13. Limitation of liability
To the fullest extent permitted by law, neither party will be liable for indirect, incidental, special, consequential, exemplary, or punitive damages, or for lost profits, lost revenue, lost data, or loss of goodwill, even if advised of the possibility.
To the fullest extent permitted by law, our total aggregate liability arising out of or relating to the service or these Terms will not exceed the fees you paid to us in the 12 months before the event giving rise to the claim.
These limits do not apply where they cannot be excluded by law, and do not limit your payment obligations or either party's liability for willful misconduct.
14. Indemnification
You will defend, indemnify, and hold harmless Argorant and its officers, members, employees, and agents from third-party claims, damages, fines, and reasonable costs (including attorneys' fees) arising out of your use of the service or exported data, your outreach and campaigns, your Customer Data, or your violation of these Terms or applicable law — including marketing, anti-spam, and data protection laws.
We will give you prompt notice of any claim subject to indemnification and reasonable cooperation at your expense; you may not settle a claim that imposes obligations on us without our consent.
15. Suspension and termination
You may stop using the service and cancel your subscription at any time as described in Section 4. We may suspend or terminate access for material breach of these Terms (including Sections 5 and 7), legal or security risk, nonpayment after notice, or discontinuation of the service.

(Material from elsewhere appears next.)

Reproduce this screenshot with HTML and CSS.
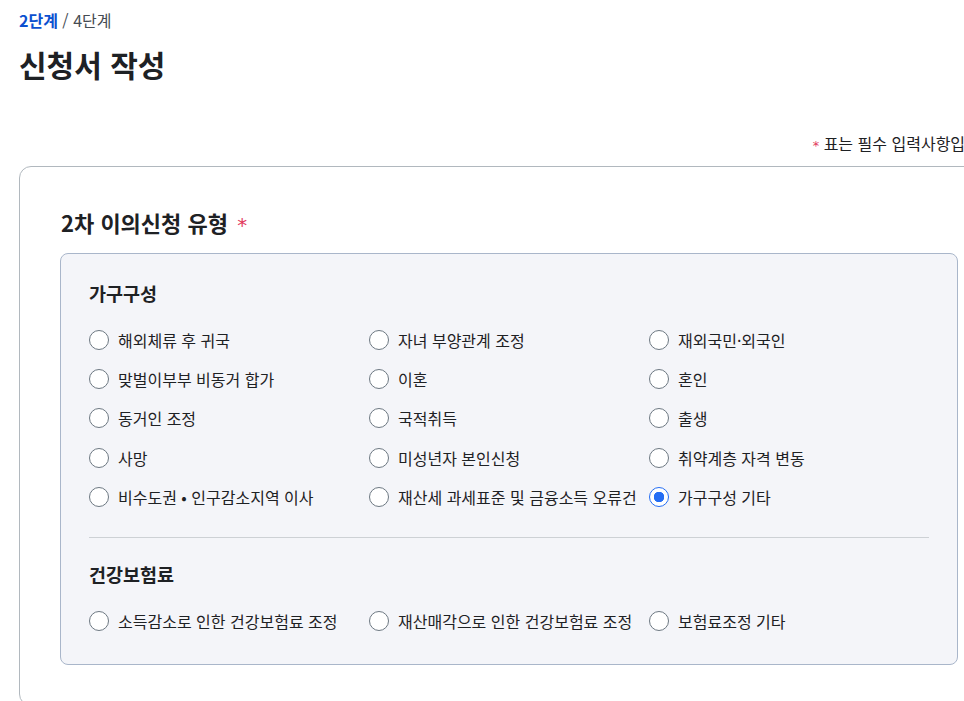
FILE: index.html
```html
<!DOCTYPE html>
<html lang="ko">
<head>
    <meta charset="UTF-8">
    <title>신청서 작성</title>
    <link rel="stylesheet" href="styles.css">
</head>
<body>
<div class="page">
    <p class="step"><strong>2단계</strong> / 4단계</p>
    <h1>신청서 작성</h1>

    <p class="required-note"><span class="star">*</span> 표는 필수 입력사항입니다.</p>

    <section class="card">
        <h2>2차 이의신청 유형 <span class="star">*</span></h2>

        <div class="options">
            <h3>가구구성</h3>
            <div class="radio-grid">
                <label class="radio"><input type="radio" name="type"> 해외체류 후 귀국</label>
                <label class="radio"><input type="radio" name="type"> 자녀 부양관계 조정</label>
                <label class="radio"><input type="radio" name="type"> 재외국민·외국인</label>
                <label class="radio"><input type="radio" name="type"> 맞벌이부부 비동거 합가</label>
                <label class="radio"><input type="radio" name="type"> 이혼</label>
                <label class="radio"><input type="radio" name="type"> 혼인</label>
                <label class="radio"><input type="radio" name="type"> 동거인 조정</label>
                <label class="radio"><input type="radio" name="type"> 국적취득</label>
                <label class="radio"><input type="radio" name="type"> 출생</label>
                <label class="radio"><input type="radio" name="type"> 사망</label>
                <label class="radio"><input type="radio" name="type"> 미성년자 본인신청</label>
                <label class="radio"><input type="radio" name="type"> 취약계층 자격 변동</label>
                <label class="radio"><input type="radio" name="type"> 비수도권 • 인구감소지역 이사</label>
                <label class="radio"><input type="radio" name="type"> 재산세 과세표준 및 금융소득 오류건</label>
                <label class="radio"><input type="radio" name="type" checked> 가구구성 기타</label>
            </div>

            <hr>

            <h3>건강보험료</h3>
            <div class="radio-grid">
                <label class="radio"><input type="radio" name="type"> 소득감소로 인한 건강보험료 조정</label>
                <label class="radio"><input type="radio" name="type"> 재산매각으로 인한 건강보험료 조정</label>
                <label class="radio"><input type="radio" name="type"> 보험료조정 기타</label>
            </div>
        </div>
    </section>
</div>
</body>
</html>
```

FILE: styles.css
```css
html { overflow: hidden; }
body { margin: 0; font-family: "Noto Sans CJK KR", "Noto Sans", sans-serif; color: #1e2124; background: #fff; }
.page { width: 980px; padding: 8px 0 0 19px; }
.step { margin: 0; font-size: 16px; line-height: 24px; color: #464c53; }
.step strong { color: #0b50d0; font-weight: 700; }
h1 { margin: 10px 0 0; font-size: 30px; line-height: 44px; font-weight: 700; }
.required-note { margin: 45px 0 0; text-align: right; font-size: 16px; line-height: 24px; }
.star { color: #e2395c; font-family: "DejaVu Sans", sans-serif; font-weight: 400; font-size: 0.8em; }
h2 .star { font-size: 0.9em; margin-left: 3px; }
.card { margin-top: 8px; border: 1px solid #b1b8be; border-radius: 12px; padding: 38px 40px 40px; }
h2 { margin: 1px 0 11px 1px; font-size: 22px; line-height: 32px; font-weight: 700; }
.options { background: #f4f5f9; border: 1px solid #a9b6ca; border-radius: 8px; padding: 25px 28px 23px; }
h3 { margin: 0 0 13px; font-size: 18.5px; line-height: 28px; font-weight: 700; }
.radio-grid { display: grid; grid-template-columns: repeat(3, 280px); }
.radio { display: flex; align-items: center; gap: 9px; height: 39.3px; font-size: 16px; white-space: nowrap; }
.radio input { appearance: none; margin: 0; width: 20px; height: 20px; border: 1px solid #6d7882; border-radius: 50%; background: #fff; flex: none; }
.radio input:checked { border-color: #256ef4; background: radial-gradient(circle, #256ef4 0 5px, #fff 5.5px); }
hr { border: 0; border-top: 1px solid #cdd1d5; margin: 21px 0 22px; }
```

On termination, your right to access the service ends and unconsumed credits and verification checks are forfeited. The data license in Section 6 survives for records lawfully exported during a paid subscription unless termination was for your material breach, in which case we may require deletion of exported data.
Sections that by their nature should survive will survive, including accrued payment obligations, license restrictions, intellectual property, disclaimers, limitation of liability, indemnification, and governing law.

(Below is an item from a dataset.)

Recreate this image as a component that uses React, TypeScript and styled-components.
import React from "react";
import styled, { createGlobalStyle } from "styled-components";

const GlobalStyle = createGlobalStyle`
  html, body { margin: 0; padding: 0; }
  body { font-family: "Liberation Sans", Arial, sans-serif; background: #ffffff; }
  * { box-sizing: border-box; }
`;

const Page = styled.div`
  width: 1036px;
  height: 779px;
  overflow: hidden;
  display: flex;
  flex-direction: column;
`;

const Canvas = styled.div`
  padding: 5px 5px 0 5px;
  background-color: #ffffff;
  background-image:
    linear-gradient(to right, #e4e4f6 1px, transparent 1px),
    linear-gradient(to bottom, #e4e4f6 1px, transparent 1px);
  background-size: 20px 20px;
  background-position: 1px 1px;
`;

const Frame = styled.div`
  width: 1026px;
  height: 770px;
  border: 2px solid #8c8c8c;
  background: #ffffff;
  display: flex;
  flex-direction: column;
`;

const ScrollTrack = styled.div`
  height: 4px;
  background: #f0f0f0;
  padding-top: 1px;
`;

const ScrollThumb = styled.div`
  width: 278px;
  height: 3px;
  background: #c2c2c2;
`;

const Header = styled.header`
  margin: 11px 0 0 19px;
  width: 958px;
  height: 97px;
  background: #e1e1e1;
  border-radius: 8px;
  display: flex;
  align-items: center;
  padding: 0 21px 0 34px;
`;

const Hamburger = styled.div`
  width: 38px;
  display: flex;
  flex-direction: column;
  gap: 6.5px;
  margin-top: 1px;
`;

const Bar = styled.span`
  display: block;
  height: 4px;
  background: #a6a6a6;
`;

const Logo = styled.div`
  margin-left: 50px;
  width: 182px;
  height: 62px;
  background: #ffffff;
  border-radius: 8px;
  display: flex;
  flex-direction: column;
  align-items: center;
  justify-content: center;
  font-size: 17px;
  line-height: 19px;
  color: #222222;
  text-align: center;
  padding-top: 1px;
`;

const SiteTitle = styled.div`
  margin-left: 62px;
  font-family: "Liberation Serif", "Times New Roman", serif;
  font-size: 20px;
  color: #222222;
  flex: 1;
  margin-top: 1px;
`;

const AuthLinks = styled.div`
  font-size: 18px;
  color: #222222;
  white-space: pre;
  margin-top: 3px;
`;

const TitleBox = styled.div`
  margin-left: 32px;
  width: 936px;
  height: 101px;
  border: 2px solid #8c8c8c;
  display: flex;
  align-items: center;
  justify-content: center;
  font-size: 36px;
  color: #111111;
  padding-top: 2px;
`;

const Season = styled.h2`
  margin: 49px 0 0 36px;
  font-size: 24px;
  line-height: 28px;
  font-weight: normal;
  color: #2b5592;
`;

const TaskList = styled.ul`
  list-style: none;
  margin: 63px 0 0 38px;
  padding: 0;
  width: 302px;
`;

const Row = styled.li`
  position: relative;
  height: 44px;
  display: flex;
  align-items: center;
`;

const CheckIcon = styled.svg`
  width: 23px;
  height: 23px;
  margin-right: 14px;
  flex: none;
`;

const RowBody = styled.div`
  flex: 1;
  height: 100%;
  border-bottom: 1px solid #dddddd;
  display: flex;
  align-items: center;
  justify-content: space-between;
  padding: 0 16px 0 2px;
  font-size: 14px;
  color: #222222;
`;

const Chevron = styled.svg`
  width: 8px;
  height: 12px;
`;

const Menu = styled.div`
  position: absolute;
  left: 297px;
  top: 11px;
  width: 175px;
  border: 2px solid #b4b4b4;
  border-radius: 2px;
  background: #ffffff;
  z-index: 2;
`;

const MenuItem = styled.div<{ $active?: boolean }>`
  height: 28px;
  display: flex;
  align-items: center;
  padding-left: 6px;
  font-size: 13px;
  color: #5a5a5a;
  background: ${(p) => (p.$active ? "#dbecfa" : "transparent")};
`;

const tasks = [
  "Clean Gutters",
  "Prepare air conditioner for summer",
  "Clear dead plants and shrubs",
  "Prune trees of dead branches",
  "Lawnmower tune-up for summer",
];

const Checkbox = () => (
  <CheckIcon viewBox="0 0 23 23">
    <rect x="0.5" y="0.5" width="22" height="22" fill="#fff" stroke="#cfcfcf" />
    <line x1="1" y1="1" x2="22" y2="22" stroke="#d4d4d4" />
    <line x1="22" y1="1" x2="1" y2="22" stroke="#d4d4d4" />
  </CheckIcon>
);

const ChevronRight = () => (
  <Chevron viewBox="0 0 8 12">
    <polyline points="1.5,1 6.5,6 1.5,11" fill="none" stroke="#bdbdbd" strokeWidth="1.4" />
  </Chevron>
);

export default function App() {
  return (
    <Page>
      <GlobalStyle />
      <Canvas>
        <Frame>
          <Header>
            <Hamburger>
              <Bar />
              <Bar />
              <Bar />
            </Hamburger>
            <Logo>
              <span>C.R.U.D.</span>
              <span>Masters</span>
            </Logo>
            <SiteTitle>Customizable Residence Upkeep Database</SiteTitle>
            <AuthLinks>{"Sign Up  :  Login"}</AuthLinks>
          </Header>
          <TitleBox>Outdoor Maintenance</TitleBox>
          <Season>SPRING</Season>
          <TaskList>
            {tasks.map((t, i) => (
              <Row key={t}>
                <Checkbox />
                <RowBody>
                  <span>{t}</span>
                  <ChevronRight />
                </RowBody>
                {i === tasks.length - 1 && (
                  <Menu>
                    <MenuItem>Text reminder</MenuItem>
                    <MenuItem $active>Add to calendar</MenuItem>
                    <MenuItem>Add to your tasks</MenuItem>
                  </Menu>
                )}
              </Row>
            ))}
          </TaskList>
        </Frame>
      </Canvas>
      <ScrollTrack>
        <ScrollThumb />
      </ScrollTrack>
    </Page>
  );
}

16. Governing law and disputes
These Terms are governed by the laws of the State of Wyoming, without regard to its conflict-of-law rules. The United Nations Convention on Contracts for the International Sale of Goods does not apply.
Any dispute arising out of or relating to these Terms or the service will be resolved exclusively in the state or federal courts located in Wyoming, and each party consents to their jurisdiction and venue. Either party may instead bring an individual claim in small-claims court where its requirements are met.
To the extent permitted by law, each party waives any right to a jury trial and agrees that claims must be brought individually and not as part of a class or representative proceeding.
17. Changes to these Terms
We may update these Terms as the product, law, or our business changes. For material changes we will give notice in the product or by email before the changes take effect, and the "Last updated" date above will change. Continued use of the service after the effective date constitutes acceptance. If you do not agree, cancel before the change takes effect.
18. General
These Terms, together with any signed order form, the Privacy Policy, and the Data Processing Agreement where applicable, are the entire agreement between you and us regarding the service and supersede prior agreements on the same subject.
You may not assign these Terms without our written consent; we may assign them in connection with a merger, acquisition, or sale of assets. If any provision is unenforceable, it will be limited to the minimum extent necessary and the rest remains in effect. A failure to enforce a provision is not a waiver. Notices to us should be sent to legal@argorant.com; notices to you may be sent to your account email.
Neither party is liable for delay or failure caused by events beyond its reasonable control.